The deep heart of the record is perhaps found in “Teardrop Falls” and “Moon Fever.” The former is Kirkpatrick stripped bare, offering a track so mournful and weightless it could be mistaken for a dream. Dave Liebman’s saxophone weeps and whispers here, adding a deep blue hue to the entire track. “Moon Fever,” in contrast, is surreal and cinematic, combining African percussion and Celtic motifs into a nocturnal fever-dream that feels beamed in from another planet. Both songs could score entire films—ones that haven’t been written yet, but already live inside your chest.

Closing out the journey, “The Root, The Branch, And the Bright Morning Star” is a hymn-like climax, rich with vocal harmonies and spiritual overtones. It’s where jazz meets folk meets gospel meets the cosmos. You can almost hear Kirkpatrick smiling through the arrangements, guiding his orchestra one final time, letting the notes hang in the air like stars refusing to burn out.

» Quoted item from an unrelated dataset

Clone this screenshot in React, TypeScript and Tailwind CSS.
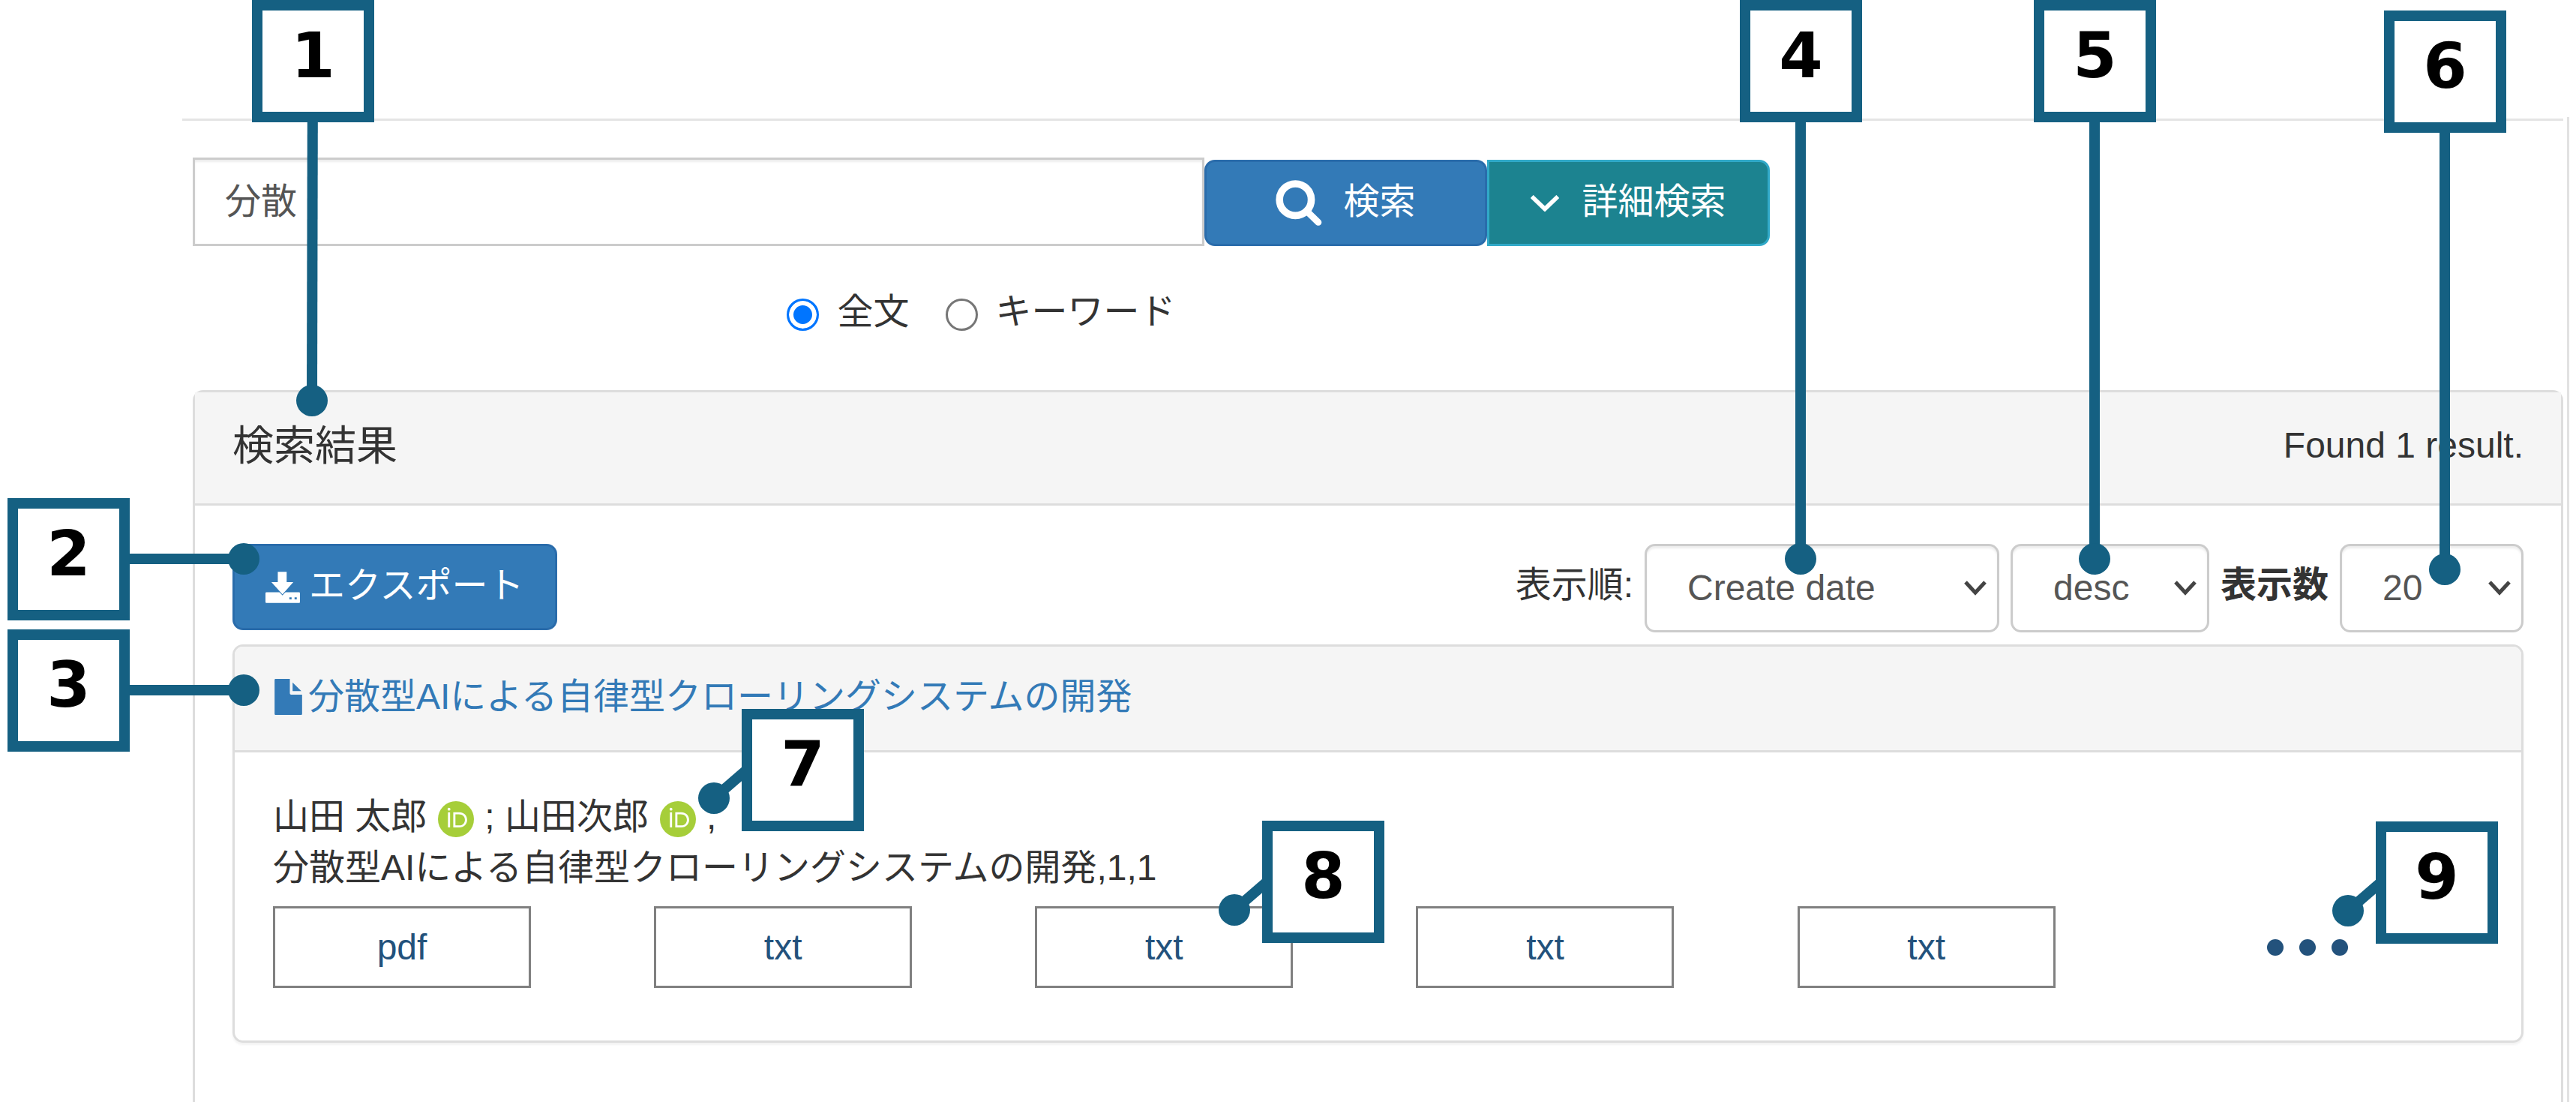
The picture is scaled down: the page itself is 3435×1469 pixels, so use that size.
import React from "react";

function SearchIcon() {
  return (
    <svg viewBox="0 0 186 184" className="h-[61px] w-[62px]" fill="none" stroke="#fff" aria-hidden="true">
      <circle cx="79" cy="79" r="64" strokeWidth="29" />
      <path d="M130 130L171 170" strokeWidth="27" strokeLinecap="round" />
    </svg>
  );
}

function ChevronIcon() {
  return (
    <svg viewBox="0 0 114 66" className="h-[22px] w-[38px]" fill="none" stroke="#fff" strokeWidth="17" aria-hidden="true">
      <path d="M5 6L57 56L109 6" />
    </svg>
  );
}

function DownloadIcon() {
  return (
    <svg viewBox="0 0 140 127" className="h-[42px] w-[46px]" aria-hidden="true">
      <path
        d="M4 83H136Q140 83 140 87V123Q140 127 136 127H4Q0 127 0 123V87Q0 83 4 83Z"
        fill="#fff"
      />
      <path d="M50 0H86V42H113L69 92L24 42H50Z" fill="#fff" stroke="#337ab7" strokeWidth="6" paintOrder="stroke" />
      <path d="M97 104H106V112H97ZM118 104H127V112H118Z" fill="#337ab7" />
    </svg>
  );
}

function FileIcon() {
  return (
    <svg viewBox="0 0 110 144" className="h-[48px] w-[37px] shrink-0" fill="#337ab7" aria-hidden="true">
      <path d="M4 0H61V58Q61 63 66 63H110V140Q110 144 106 144H4Q0 144 0 140V4Q0 0 4 0Z" />
      <path d="M72 14L107 49H72Z" />
    </svg>
  );
}

function OrcidIcon() {
  return (
    <svg viewBox="0 0 256 256" className="mt-[6px] mr-[14px] ml-[15px] size-[48px]" role="img" aria-label="ORCID iD">
      <circle cx="128" cy="128" r="128" fill="#a6ce39" />
      <g fill="#fff">
        <path d="M70.9 79.1H86.3V186.2H70.9Z" />
        <path d="M108.9 79.1h41.6c39.6 0 57 28.3 57 53.6 0 27.5-21.5 53.6-56.8 53.6h-41.8zm15.4 93.3h24.5c34.9 0 42.9-26.5 42.9-39.7 0-21.5-13.7-39.7-43.7-39.7h-23.7z" />
        <circle cx="78.6" cy="56.8" r="10.1" />
      </g>
    </svg>
  );
}

type SelectProps = { id: string; label: string; width: string; options: string[] };

function Select({ id, label, width, options }: SelectProps) {
  return (
    <div className={`relative ${width}`}>
      <select
        id={id}
        aria-label={label}
        className="h-[118px] w-full appearance-none rounded-[14px] border-[3px] border-[#ccc] bg-white pl-[54px] text-[#555] shadow-[inset_0_3px_3px_rgba(0,0,0,0.075)]"
      >
        {options.map((o) => (
          <option key={o}>{o}</option>
        ))}
      </select>
      <svg
        viewBox="0 0 30 20"
        className="pointer-events-none absolute top-[49px] right-[17px] h-[20px] w-[30px]"
        fill="none"
        stroke="#444"
        strokeWidth="5"
        aria-hidden="true"
      >
        <path d="M2 2L15 16L28 2" />
      </svg>
    </div>
  );
}

type CalloutProps = { n: number; place: string; from: [number, number]; to: [number, number] };

/* Numbered box with a leader that runs from its edge to a dot; points are relative to the box corner. */
function Callout({ n, place, from, to }: CalloutProps) {
  return (
    <div className={`absolute size-[163px] ${place}`}>
      <svg viewBox="0 0 163 163" className="absolute inset-0 size-full overflow-visible" aria-hidden="true">
        <line x1={from[0]} y1={from[1]} x2={to[0]} y2={to[1]} stroke="#156082" strokeWidth="14" />
        <circle cx={to[0]} cy={to[1]} r="21" fill="#156082" />
      </svg>
      <div className="relative flex size-full justify-center border-[14px] border-[#156082] bg-white pt-[11px] font-['DejaVu_Sans'] text-[84px] leading-[98px] font-bold text-black">
        {n}
      </div>
    </div>
  );
}

const files = ["pdf", "txt", "txt", "txt", "txt"];

export default function App() {
  return (
    <div className="relative flex min-h-screen flex-col overflow-hidden bg-white pt-[156px] pr-[9px] pl-[243px] font-['Liberation_Sans','Noto_Sans_CJK_JP',sans-serif] text-[48px] leading-[68px] text-[#333]">
      <main className="flex flex-1 flex-col border-r-[3px] border-[#e2e2e2] pr-[5px]">
        <hr className="mt-[2px] border-t-[3px] border-[#e4e4e4]" />

        <form className="mt-[49px] ml-[14px] w-[2103px] max-w-full" onSubmit={(e) => e.preventDefault()}>
          <div className="flex items-end">
            <input
              type="text"
              aria-label="検索キーワード"
              defaultValue="分散"
              className="h-[118px] min-w-0 flex-1 border-[3px] border-[#ccc] bg-white px-[40px] pb-[10px] text-[#555] shadow-[inset_0_3px_3px_rgba(0,0,0,0.075)]"
            />
            <button
              type="submit"
              className="flex h-[115px] w-[377px] items-center justify-center gap-[28px] rounded-[14px] border-[3px] border-[#2a6cab] bg-[#337ab7] text-white"
            >
              <SearchIcon />
              <span className="pb-[4px]">検索</span>
            </button>
            <button
              type="button"
              className="flex h-[115px] w-[377px] items-center justify-center gap-[30px] rounded-r-[14px] border-[3px] border-[#31a9c8] bg-[#1c8390] text-white"
            >
              <ChevronIcon />
              <span className="pb-[4px]">詳細検索</span>
            </button>
          </div>

          <div className="mt-[54px] flex items-center justify-center gap-[48px]">
            {["全文", "キーワード"].map((label, i) => (
              <label key={label} className="flex items-center gap-[24px]">
                <input
                  type="radio"
                  name="scope"
                  defaultChecked={i === 0}
                  className="mt-[6px] size-[43px] appearance-none rounded-full border-[3px] border-[#767676] checked:border-[#0075ff] checked:bg-[#0075ff] checked:shadow-[inset_0_0_0_6px_white]"
                />
                <span>{label}</span>
              </label>
            ))}
          </div>
        </form>

        <section className="mt-[70px] ml-[14px] flex flex-1 flex-col rounded-t-[14px] border-[3px] border-b-0 border-[#ddd]">
          <header className="flex h-[151px] items-center justify-between border-b-[3px] border-[#ddd] bg-[#f5f5f5] px-[50px] pb-[6px]">
            <h2 className="text-[55px]">検索結果</h2>
            <p>Found 1 result.</p>
          </header>

          <div className="px-[50px] pt-[51px]">
            <div className="flex items-start justify-between">
              <button
                type="button"
                className="flex h-[115px] items-center gap-[12px] rounded-[14px] border-[3px] border-[#2a6cab] bg-[#337ab7] px-[41px] text-white"
              >
                <DownloadIcon />
                <span className="pb-[4px]">エクスポート</span>
              </button>
              <div className="flex items-center gap-[15px]">
                <label htmlFor="order" className="pb-[8px]">表示順:</label>
                <Select id="order" label="表示順" width="w-[473px]" options={["Create date", "Title"]} />
                <Select id="direction" label="昇順・降順" width="w-[265px]" options={["desc", "asc"]} />
                <label htmlFor="size" className="pb-[8px] font-bold">表示数</label>
                <Select id="size" label="表示数" width="w-[245px]" options={["20", "50"]} />
              </div>
            </div>

            <article className="mt-[16px] rounded-[14px] border-[3px] border-[#ddd] shadow-[0_3px_3px_rgba(0,0,0,0.05)]">
              <header className="h-[141px] rounded-t-[11px] border-b-[3px] border-[#ddd] bg-[#f5f5f5] pt-[33px] pl-[53px]">
                <a href="#item" className="flex items-center gap-[8px] text-[#337ab7]">
                  <FileIcon />
                  分散型AIによる自律型クローリングシステムの開発
                </a>
              </header>
              <div className="pt-[52px] pb-[70px]">
                <p className="flex items-center pl-[51px] whitespace-pre">
                  <span>山田 太郎</span>
                  <OrcidIcon />
                  <span>; 山田次郎</span>
                  <OrcidIcon />
                  <span>,</span>
                </p>
                <p className="pl-[51px]">分散型AIによる自律型クローリングシステムの開発,1,1</p>
                <div className="mt-[17px] grid grid-cols-6 text-[#23527c]">
                  {files.map((f, i) => (
                    <a
                      key={i}
                      href="#file"
                      className="ml-[51px] flex h-[109px] w-[344px] items-center justify-center border-[3px] border-[#808080]"
                    >
                      {f}
                    </a>
                  ))}
                  <button
                    type="button"
                    aria-label="その他のファイル"
                    className="ml-[51px] flex h-[109px] w-[344px] items-center justify-center gap-[21px]"
                  >
                    <span className="size-[22px] rounded-full bg-[#23527c]" />
                    <span className="size-[22px] rounded-full bg-[#23527c]" />
                    <span className="size-[22px] rounded-full bg-[#23527c]" />
                  </button>
                </div>
              </div>
            </article>
          </div>
        </section>
      </main>

      <Callout n={1} place="top-0 left-[336px]" from={[81, 81]} to={[80, 534]} />
      <Callout n={2} place="top-[664px] left-[10px]" from={[81, 81]} to={[315, 81]} />
      <Callout n={3} place="top-[839px] left-[10px]" from={[81, 81]} to={[315, 81]} />
      <Callout n={4} place="top-0 right-[952px]" from={[81, 81]} to={[81, 745]} />
      <Callout n={5} place="top-0 right-[560px]" from={[81, 81]} to={[81, 745]} />
      <Callout n={6} place="top-[14px] right-[93px]" from={[81, 81]} to={[81, 745]} />
      <Callout n={7} place="top-[945px] left-[989px]" from={[7, 81]} to={[-37, 119]} />
      <Callout n={8} place="top-[1094px] left-[1683px]" from={[7, 81]} to={[-37, 119]} />
      <Callout n={9} place="top-[1095px] right-[104px]" from={[7, 81]} to={[-37, 119]} />
    </div>
  );
}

The album is the culmination of a long, passionate journey that began in Irish pubs and Chicago clubs and ends in a deeply personal, galactic reverie. Engineered by Kurt Ballou at GodCity Studios, mixed and remixed with obsessive care, and ultimately mastered by Carl Saff, Drovers Unlimited Orchestra, Vol. 3 is not only one of Kirkpatrick’s most expansive and fearless works—it’s also his most vulnerable.

Kirkpatrick was never interested in fitting into a genre box. His life was a constant expansion of boundaries, drawing inspiration from global rhythms, academic theory, punk chaos, sacred hymns, and street-level storytelling. He understood the power of a melody to transport and the power of rhythm to transform. This album is that philosophy made audible.

Drovers Unlimited Orchestra, Vol. 3 is both a farewell and a beginning. A farewell to a restless genius whose music felt like a universe on the edge of becoming. A beginning for new listeners who are just discovering how much can be felt in a single phrase, a single chord, a single breath.

It’s a final bow that doesn’t close the curtain—it opens a portal. Mike Kirkpatrick has left the building, but his echo plays on, reshaping the silence.